● **The problem**
Review the material and extract every line in which the word "full" occurs.

● **Data lines**
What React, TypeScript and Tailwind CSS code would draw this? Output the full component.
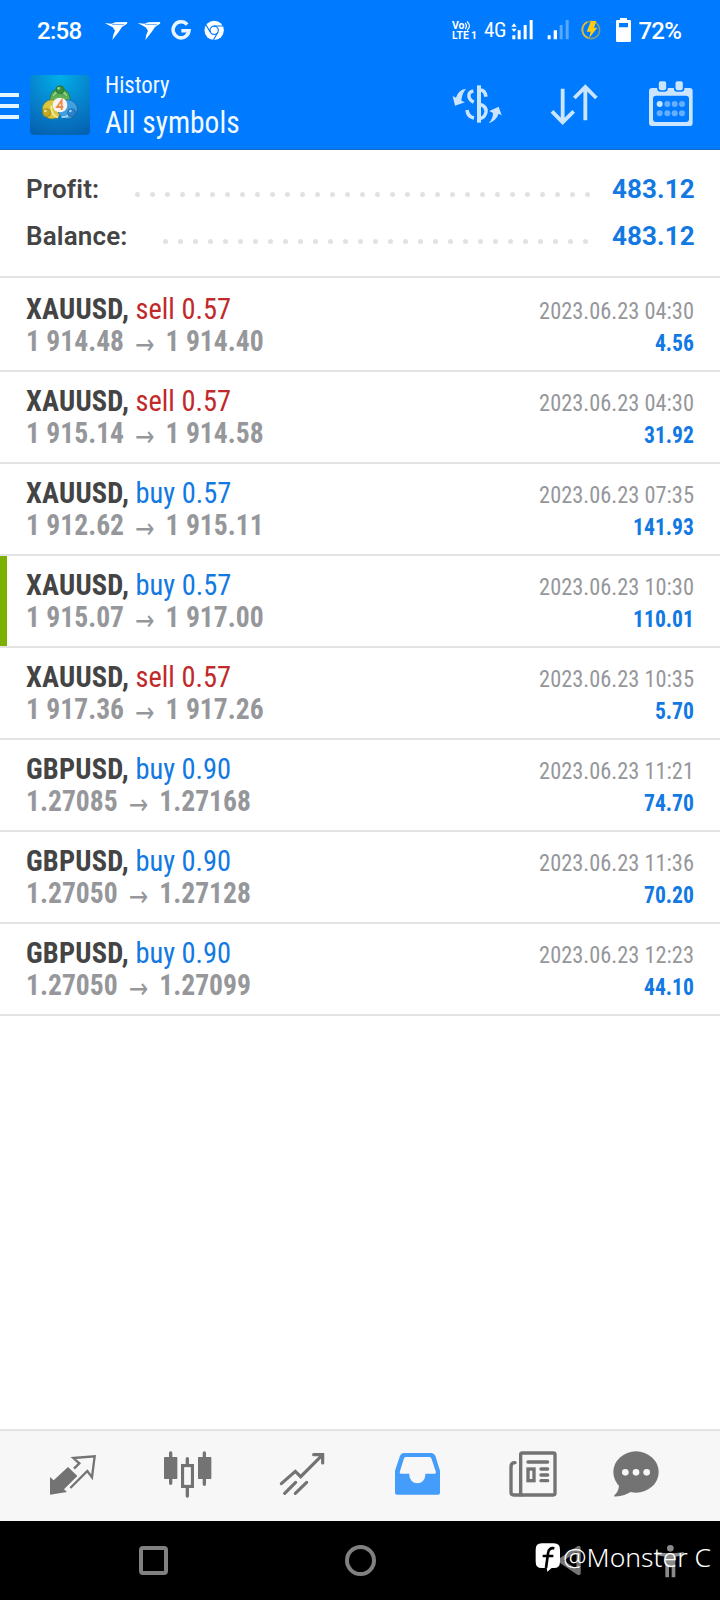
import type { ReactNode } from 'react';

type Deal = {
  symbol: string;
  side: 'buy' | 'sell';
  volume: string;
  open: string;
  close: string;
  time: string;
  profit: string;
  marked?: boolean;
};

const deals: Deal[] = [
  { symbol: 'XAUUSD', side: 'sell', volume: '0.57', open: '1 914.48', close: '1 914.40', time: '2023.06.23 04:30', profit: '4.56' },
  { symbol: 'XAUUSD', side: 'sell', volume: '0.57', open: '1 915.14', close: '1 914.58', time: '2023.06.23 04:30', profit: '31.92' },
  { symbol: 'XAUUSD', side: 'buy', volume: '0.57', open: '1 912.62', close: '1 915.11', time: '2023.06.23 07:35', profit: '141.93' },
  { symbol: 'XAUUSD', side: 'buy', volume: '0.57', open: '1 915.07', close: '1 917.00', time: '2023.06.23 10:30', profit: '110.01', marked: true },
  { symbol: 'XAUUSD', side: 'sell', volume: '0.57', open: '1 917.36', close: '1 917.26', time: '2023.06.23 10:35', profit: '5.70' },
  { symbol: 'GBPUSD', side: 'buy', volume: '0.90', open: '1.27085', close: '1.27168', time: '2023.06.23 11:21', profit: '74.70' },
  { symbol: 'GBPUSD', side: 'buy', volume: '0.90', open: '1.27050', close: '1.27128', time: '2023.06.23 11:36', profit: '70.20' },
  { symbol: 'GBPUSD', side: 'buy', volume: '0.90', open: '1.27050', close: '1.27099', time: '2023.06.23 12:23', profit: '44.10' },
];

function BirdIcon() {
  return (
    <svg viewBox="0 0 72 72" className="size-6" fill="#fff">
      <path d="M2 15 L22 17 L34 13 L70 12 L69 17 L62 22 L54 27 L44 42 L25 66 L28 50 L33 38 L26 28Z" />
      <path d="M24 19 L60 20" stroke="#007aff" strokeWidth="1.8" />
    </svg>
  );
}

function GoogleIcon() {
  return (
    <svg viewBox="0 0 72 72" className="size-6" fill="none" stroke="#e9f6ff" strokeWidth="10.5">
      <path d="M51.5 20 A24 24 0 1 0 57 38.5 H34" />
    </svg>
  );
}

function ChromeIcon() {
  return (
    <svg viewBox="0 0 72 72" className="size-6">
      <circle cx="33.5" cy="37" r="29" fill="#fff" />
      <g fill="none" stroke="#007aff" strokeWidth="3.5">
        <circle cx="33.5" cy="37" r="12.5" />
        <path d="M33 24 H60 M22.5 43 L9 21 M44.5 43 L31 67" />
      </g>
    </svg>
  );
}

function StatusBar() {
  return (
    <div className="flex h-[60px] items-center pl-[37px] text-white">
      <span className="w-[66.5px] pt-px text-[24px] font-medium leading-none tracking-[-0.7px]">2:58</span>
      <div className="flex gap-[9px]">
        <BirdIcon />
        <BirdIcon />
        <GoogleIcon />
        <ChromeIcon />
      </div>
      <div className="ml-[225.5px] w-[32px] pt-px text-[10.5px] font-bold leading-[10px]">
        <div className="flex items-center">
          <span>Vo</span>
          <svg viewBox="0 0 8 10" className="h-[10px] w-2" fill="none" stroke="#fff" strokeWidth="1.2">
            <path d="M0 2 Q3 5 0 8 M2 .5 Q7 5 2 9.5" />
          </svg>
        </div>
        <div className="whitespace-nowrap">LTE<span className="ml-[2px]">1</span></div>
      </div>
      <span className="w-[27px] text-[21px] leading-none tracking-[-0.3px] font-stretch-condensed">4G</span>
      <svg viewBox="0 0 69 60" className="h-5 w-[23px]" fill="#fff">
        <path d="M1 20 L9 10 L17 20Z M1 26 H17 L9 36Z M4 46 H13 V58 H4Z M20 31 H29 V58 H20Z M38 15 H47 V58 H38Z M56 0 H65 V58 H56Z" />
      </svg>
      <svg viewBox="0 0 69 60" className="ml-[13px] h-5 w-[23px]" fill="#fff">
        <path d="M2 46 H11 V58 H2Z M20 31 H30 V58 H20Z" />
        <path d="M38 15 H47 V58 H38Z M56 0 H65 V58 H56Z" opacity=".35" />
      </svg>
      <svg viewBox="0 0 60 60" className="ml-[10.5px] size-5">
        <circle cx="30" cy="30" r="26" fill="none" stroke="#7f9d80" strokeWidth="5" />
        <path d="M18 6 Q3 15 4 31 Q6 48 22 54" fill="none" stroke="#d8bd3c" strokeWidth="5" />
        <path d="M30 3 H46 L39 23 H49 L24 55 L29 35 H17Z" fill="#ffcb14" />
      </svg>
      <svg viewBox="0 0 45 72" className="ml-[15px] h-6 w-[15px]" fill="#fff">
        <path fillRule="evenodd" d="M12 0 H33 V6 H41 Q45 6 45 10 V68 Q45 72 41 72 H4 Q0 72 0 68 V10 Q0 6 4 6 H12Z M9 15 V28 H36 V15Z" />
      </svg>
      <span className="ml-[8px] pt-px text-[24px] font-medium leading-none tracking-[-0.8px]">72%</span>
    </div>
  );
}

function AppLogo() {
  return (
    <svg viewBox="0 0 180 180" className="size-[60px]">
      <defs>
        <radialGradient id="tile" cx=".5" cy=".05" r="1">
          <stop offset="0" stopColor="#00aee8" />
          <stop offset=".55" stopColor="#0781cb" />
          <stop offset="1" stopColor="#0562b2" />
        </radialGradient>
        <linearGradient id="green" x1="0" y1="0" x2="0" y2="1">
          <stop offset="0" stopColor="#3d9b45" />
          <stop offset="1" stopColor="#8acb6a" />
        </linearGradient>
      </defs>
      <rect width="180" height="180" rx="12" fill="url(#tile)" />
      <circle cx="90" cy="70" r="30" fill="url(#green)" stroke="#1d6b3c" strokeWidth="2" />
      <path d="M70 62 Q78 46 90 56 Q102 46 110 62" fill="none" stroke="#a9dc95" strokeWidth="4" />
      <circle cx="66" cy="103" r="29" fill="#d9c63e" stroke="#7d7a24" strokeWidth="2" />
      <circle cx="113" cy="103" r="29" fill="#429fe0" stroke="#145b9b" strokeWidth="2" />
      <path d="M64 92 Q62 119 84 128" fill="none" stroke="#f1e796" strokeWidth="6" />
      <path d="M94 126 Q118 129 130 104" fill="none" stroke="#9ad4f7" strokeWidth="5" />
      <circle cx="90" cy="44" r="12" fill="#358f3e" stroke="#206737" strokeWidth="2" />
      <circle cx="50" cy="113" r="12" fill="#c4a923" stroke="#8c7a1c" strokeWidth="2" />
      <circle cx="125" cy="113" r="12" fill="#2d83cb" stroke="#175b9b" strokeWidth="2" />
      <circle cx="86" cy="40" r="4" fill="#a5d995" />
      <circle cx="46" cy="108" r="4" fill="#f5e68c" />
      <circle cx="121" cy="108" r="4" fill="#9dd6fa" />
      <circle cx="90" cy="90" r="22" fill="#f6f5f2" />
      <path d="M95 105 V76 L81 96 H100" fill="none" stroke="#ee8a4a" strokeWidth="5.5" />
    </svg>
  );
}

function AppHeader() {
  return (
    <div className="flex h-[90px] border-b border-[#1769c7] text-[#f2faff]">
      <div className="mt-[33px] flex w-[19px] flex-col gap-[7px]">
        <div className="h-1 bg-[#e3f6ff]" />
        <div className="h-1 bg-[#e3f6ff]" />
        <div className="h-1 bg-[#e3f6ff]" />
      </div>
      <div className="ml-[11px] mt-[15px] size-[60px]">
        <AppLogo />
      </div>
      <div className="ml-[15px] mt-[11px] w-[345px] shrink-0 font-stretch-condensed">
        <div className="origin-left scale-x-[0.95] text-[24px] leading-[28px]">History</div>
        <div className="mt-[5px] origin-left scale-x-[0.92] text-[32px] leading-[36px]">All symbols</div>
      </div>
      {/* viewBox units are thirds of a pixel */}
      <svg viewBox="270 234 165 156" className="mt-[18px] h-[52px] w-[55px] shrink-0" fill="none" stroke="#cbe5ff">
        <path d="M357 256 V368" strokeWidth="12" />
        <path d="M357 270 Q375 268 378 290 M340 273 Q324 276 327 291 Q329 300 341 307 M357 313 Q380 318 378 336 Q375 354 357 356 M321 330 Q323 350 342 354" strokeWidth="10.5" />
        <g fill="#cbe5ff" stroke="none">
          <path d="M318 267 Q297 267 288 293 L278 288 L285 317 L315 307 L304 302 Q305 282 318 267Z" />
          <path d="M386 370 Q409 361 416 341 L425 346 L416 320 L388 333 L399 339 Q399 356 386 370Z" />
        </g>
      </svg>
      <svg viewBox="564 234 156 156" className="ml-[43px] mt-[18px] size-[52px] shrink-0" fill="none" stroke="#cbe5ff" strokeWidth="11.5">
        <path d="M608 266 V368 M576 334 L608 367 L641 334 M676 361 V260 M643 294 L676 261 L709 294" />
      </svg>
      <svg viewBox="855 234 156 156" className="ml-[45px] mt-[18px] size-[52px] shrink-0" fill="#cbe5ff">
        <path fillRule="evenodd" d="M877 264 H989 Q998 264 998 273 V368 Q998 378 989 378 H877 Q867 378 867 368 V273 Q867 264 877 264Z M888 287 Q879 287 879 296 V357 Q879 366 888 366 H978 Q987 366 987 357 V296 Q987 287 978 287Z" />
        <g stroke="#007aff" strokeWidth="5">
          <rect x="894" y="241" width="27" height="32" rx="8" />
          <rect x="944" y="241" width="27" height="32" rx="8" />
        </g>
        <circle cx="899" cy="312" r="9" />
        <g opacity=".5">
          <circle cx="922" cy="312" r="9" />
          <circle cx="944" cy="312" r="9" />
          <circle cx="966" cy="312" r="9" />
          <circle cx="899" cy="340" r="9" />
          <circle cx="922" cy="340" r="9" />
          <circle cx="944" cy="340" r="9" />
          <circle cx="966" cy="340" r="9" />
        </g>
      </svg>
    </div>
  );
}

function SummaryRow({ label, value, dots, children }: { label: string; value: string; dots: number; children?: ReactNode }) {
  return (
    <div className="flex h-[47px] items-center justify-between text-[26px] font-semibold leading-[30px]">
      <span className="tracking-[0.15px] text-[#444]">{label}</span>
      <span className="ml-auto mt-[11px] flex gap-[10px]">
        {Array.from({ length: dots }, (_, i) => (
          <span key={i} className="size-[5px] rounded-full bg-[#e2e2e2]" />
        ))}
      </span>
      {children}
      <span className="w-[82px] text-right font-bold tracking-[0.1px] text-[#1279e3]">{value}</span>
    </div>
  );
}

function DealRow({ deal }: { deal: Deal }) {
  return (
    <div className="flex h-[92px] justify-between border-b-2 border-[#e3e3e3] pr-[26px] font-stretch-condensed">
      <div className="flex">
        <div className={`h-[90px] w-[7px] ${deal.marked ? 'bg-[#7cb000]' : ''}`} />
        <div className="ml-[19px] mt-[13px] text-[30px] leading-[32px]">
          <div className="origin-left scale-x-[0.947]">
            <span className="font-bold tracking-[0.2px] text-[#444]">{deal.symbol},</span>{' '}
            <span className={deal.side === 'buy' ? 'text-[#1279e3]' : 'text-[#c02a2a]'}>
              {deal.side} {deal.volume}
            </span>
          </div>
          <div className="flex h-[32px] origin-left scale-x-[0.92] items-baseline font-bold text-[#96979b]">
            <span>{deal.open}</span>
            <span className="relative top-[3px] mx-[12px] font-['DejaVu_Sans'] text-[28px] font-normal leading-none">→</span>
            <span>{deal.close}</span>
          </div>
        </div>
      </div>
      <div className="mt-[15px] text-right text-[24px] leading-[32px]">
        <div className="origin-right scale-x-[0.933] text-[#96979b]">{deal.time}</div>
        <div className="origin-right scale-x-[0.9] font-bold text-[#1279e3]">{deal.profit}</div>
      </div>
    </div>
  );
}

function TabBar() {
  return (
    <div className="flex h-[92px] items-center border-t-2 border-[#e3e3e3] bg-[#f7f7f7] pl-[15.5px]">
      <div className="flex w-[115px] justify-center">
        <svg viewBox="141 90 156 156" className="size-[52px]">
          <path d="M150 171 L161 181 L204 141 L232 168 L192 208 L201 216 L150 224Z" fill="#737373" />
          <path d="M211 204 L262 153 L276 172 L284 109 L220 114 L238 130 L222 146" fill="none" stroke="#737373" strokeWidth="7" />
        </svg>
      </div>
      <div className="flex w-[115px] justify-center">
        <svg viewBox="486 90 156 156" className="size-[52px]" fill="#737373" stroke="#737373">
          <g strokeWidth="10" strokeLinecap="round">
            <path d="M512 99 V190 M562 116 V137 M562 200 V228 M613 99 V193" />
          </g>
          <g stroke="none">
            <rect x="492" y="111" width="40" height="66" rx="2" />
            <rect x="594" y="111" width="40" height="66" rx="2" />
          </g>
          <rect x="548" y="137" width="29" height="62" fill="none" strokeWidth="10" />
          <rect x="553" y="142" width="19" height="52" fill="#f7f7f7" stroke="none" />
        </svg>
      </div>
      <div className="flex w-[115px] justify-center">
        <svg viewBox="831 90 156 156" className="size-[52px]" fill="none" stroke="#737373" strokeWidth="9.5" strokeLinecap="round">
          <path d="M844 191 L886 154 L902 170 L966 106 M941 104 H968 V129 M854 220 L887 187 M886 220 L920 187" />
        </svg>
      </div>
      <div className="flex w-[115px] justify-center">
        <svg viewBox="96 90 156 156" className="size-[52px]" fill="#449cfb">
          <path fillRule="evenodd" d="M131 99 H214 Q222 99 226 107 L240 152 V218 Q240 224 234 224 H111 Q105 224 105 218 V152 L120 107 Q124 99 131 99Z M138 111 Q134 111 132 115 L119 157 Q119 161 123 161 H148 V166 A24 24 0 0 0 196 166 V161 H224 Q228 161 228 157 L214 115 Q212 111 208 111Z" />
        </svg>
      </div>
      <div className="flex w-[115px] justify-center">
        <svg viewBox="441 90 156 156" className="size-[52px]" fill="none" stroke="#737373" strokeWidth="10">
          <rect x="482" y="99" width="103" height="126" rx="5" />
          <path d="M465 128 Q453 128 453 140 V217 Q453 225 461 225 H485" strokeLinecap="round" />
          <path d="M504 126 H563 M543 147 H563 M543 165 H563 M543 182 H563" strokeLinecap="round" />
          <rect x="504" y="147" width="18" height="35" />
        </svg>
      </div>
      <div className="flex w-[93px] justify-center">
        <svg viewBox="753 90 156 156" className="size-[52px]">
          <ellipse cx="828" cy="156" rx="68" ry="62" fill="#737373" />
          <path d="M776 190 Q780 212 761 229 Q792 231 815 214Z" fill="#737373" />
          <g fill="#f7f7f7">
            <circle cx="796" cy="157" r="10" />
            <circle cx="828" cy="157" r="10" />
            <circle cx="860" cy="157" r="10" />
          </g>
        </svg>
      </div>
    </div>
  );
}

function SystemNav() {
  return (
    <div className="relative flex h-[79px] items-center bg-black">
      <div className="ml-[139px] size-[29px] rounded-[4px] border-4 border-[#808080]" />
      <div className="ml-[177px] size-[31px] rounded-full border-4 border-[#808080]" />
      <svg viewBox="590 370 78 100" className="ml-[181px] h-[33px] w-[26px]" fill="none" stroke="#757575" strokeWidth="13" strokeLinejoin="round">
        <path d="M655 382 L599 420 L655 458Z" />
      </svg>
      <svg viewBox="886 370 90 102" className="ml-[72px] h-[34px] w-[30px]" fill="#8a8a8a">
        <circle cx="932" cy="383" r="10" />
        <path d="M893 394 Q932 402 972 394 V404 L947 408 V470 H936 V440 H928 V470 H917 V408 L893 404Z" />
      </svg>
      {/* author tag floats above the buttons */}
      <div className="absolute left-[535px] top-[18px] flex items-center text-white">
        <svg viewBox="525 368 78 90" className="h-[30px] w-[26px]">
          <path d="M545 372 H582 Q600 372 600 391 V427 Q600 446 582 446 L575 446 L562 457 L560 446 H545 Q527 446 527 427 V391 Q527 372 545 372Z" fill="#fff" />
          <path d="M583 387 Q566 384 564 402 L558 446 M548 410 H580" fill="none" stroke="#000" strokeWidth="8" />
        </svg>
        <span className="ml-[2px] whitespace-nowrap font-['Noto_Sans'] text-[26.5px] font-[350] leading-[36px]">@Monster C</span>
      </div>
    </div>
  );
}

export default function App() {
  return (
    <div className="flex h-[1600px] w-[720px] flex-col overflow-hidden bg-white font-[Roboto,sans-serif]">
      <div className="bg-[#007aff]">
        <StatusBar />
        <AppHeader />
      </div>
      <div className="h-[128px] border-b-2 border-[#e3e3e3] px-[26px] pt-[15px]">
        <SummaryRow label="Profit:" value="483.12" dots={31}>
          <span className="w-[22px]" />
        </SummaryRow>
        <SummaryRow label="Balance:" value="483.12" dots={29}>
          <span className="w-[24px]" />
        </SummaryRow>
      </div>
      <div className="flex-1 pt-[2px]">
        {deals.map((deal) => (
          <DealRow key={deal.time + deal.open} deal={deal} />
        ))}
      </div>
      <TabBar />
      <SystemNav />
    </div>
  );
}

● **Complete output**
What React, TypeScript and Tailwind CSS code would draw this? Output the full component.
          <span key={i} className="size-[5px] rounded-full bg-[#e2e2e2]" />
      <div className="ml-[177px] size-[31px] rounded-full border-4 border-[#808080]" />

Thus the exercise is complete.